--- start ---

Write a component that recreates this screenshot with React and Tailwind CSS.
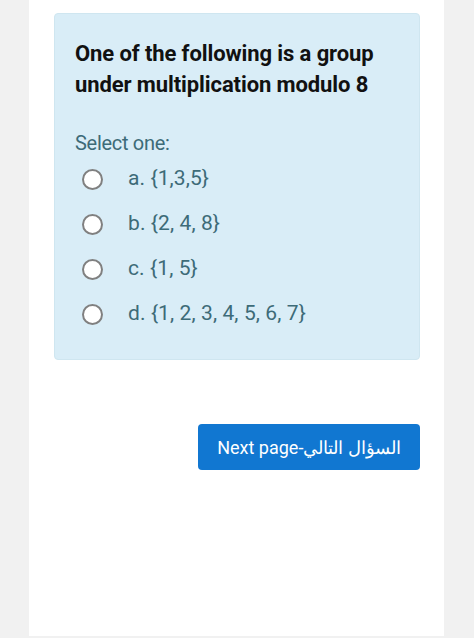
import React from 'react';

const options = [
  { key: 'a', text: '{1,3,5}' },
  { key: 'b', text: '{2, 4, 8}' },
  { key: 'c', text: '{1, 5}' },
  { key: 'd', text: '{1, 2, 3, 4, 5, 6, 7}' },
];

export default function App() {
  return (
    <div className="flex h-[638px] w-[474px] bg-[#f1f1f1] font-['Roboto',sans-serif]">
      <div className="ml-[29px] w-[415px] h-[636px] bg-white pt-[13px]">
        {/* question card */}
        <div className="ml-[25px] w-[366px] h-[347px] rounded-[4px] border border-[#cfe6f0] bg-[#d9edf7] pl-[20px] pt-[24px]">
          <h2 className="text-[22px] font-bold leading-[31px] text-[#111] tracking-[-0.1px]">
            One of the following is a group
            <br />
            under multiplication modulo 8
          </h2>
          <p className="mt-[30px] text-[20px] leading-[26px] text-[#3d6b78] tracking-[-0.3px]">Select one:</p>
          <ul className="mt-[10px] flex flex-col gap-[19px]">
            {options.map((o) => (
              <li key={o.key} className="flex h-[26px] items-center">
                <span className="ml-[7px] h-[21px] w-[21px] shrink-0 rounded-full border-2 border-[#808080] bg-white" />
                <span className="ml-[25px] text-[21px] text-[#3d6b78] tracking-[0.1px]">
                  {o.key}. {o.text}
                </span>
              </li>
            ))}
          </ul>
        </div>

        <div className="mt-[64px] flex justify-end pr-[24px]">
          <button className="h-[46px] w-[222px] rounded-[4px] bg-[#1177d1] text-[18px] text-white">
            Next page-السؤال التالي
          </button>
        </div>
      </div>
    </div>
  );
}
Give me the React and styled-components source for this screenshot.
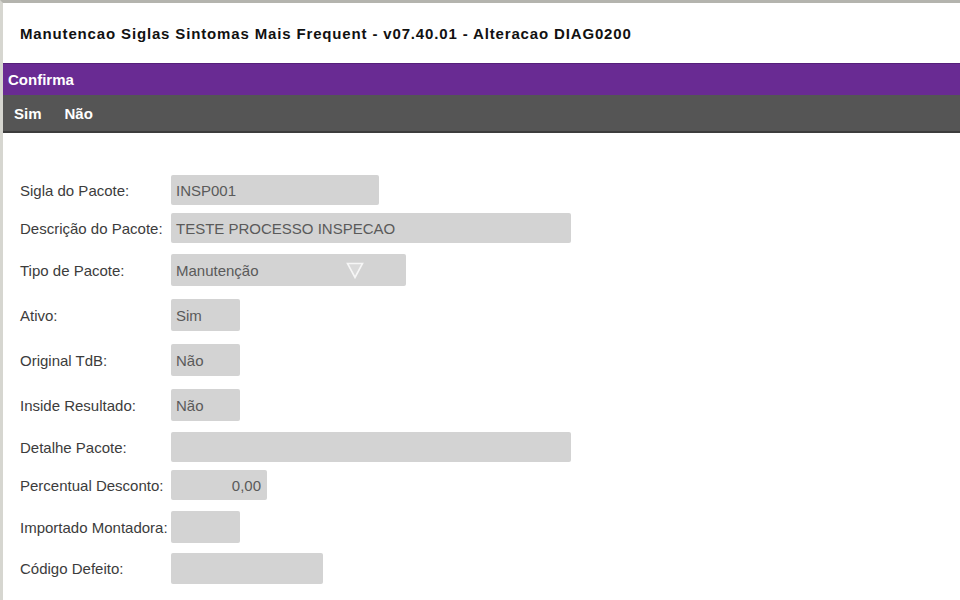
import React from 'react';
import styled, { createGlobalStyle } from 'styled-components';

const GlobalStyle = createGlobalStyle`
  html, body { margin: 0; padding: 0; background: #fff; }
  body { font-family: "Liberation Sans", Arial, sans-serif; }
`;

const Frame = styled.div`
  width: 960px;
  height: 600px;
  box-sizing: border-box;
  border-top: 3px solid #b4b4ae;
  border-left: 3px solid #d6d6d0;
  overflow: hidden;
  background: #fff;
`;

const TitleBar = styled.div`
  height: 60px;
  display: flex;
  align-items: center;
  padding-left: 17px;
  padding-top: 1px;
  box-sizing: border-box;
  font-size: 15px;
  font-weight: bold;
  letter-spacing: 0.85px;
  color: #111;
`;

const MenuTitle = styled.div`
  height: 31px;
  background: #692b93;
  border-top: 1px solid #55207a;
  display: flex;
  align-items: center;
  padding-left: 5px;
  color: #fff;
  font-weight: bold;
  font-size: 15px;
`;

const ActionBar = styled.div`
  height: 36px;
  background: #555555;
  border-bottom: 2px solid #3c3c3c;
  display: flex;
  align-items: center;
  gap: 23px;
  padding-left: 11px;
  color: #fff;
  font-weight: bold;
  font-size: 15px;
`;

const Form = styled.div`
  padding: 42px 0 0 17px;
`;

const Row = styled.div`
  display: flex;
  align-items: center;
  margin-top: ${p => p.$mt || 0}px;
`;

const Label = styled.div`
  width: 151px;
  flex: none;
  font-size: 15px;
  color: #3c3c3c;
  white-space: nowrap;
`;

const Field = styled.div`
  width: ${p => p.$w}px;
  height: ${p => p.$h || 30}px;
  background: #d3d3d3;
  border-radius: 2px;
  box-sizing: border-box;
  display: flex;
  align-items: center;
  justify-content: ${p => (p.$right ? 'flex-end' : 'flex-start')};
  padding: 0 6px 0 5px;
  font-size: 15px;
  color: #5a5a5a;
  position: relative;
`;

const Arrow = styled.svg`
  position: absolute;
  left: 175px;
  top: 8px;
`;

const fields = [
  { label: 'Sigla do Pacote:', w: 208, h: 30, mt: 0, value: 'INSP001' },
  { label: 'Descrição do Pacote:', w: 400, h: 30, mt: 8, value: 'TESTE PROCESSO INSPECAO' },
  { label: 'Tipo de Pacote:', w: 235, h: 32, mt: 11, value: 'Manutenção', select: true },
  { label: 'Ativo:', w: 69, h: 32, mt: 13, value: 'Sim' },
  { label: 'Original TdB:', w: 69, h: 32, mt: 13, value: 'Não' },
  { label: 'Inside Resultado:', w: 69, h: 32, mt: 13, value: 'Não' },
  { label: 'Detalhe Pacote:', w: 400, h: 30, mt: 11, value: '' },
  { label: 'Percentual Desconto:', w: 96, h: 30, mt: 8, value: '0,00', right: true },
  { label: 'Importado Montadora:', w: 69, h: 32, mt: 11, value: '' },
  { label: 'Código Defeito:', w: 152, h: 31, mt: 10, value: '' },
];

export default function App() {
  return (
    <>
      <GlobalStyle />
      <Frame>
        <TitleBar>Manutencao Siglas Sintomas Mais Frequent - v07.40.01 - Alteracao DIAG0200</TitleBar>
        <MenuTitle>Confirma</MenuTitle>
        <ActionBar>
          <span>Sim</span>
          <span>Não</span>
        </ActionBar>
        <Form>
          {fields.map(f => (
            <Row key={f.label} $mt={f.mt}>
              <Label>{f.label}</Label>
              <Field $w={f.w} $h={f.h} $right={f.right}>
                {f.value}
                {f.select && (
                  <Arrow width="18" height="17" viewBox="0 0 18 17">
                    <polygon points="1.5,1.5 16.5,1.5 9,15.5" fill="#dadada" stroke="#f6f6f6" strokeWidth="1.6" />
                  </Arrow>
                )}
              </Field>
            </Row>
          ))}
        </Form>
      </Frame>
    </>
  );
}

--- end ---
--- start ---

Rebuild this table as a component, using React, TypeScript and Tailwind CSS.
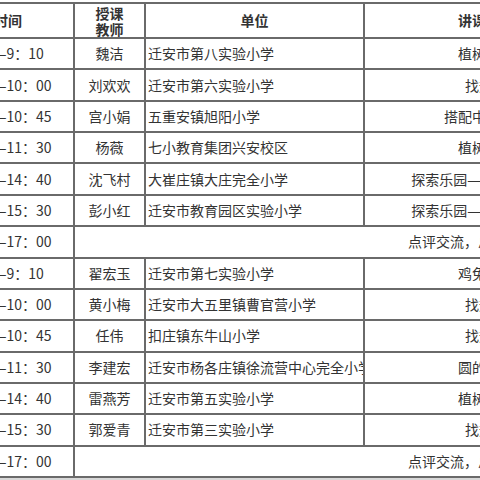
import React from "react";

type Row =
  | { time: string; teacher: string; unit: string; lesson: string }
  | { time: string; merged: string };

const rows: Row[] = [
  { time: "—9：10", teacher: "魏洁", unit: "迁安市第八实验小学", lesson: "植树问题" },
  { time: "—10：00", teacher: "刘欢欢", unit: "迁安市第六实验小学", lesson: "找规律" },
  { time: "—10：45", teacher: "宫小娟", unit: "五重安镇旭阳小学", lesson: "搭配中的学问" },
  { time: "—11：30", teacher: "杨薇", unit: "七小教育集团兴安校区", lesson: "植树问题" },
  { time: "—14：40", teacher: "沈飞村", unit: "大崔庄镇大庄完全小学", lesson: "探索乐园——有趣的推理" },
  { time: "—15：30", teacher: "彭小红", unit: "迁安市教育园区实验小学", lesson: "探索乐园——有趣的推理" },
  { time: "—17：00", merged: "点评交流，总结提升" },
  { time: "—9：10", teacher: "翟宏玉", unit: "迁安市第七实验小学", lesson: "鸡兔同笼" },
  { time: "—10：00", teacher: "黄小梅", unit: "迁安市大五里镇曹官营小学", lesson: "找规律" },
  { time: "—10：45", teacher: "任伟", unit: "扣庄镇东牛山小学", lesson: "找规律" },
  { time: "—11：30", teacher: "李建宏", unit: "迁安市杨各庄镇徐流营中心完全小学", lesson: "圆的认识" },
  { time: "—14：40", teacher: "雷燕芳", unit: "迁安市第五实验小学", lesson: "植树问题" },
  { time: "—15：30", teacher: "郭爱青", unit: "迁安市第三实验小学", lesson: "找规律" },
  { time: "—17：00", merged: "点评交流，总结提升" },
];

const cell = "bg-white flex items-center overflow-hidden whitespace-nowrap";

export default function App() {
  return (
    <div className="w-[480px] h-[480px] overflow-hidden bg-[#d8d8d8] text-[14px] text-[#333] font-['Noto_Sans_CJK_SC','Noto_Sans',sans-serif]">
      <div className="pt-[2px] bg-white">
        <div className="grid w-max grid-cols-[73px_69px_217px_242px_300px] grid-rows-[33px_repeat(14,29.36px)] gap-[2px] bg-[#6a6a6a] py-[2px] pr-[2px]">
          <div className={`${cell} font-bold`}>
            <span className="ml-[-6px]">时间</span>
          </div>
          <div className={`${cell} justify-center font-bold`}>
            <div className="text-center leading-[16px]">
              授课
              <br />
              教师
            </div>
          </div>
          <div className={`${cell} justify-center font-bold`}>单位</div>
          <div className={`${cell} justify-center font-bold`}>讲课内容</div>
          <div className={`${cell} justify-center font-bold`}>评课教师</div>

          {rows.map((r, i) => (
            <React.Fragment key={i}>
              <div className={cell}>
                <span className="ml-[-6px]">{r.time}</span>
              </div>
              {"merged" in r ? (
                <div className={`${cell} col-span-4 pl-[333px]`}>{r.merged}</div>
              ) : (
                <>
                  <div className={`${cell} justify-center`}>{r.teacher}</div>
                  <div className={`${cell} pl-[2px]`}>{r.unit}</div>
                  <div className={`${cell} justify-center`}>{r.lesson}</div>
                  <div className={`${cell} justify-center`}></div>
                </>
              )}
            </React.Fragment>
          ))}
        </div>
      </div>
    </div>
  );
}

--- end ---

Go back to the lines above and output, exactly as they stand, the ones from the line containing "Rebuild this table" to the line containing "string; merged: string". Leave all pictures behind.

# [FULL SOLUTION]
Rebuild this table as a component, using React, TypeScript and Tailwind CSS.
import React from "react";

type Row =
  | { time: string; teacher: string; unit: string; lesson: string }
  | { time: string; merged: string };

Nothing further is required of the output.